Who will we now be to each other?

We brainstormed the lexicon of words for exes, but landed on ‘best friends’. Oh! That’s what we’ve been this whole time! Far more descriptive of our dynamic than spouses or lovers. I am filled – we both are – with this glow of happiness to call this what it is. We were trying to be everything to each other and now we get to be the best part. In compatible companionship we learned that we see love and relationships differently. It’s a relief, to keep what is most true, and leave space for the rest in parting. 

We should do something to symbolise closure. 

My suggestion: Cast our rings into the fires of Mordor? 

His, less fictional: What if we planted trees? 

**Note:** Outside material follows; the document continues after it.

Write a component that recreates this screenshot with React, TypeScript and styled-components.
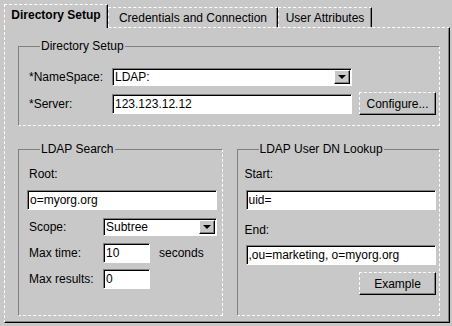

Trees. This landed with a yes before my brain could articulate its significance. A forest was the future we were trying so hard to dream towards. We could plant trees without rooting ourselves where we didn’t want to be. We are a stellar team, with my intricate planning and his insistence on spontaneity. We kept the rings for now, our friendship rings. And so, off we go to fulfil our vision of growing a forest, in the best way for us we never knew we wanted until exactly the right time. To quote Literary Cottage Log 3: Off to even dreamier places, to our next forevers.

Until the Next Chapter,

Xandra

P.S. I asked Steve if I could credit him on this essay as a co-author. He nodded and added “I feel like you’re the co-author of me.” I feel the same :)

P.P.S. Thank you to my family and friends who read this essay in advance. Thank you for allowing me to tell you like this, in the best way I know how. ♥️ thank you to those of you who responded with a song recommendation. I feel so loved and seen and in creative collaboration.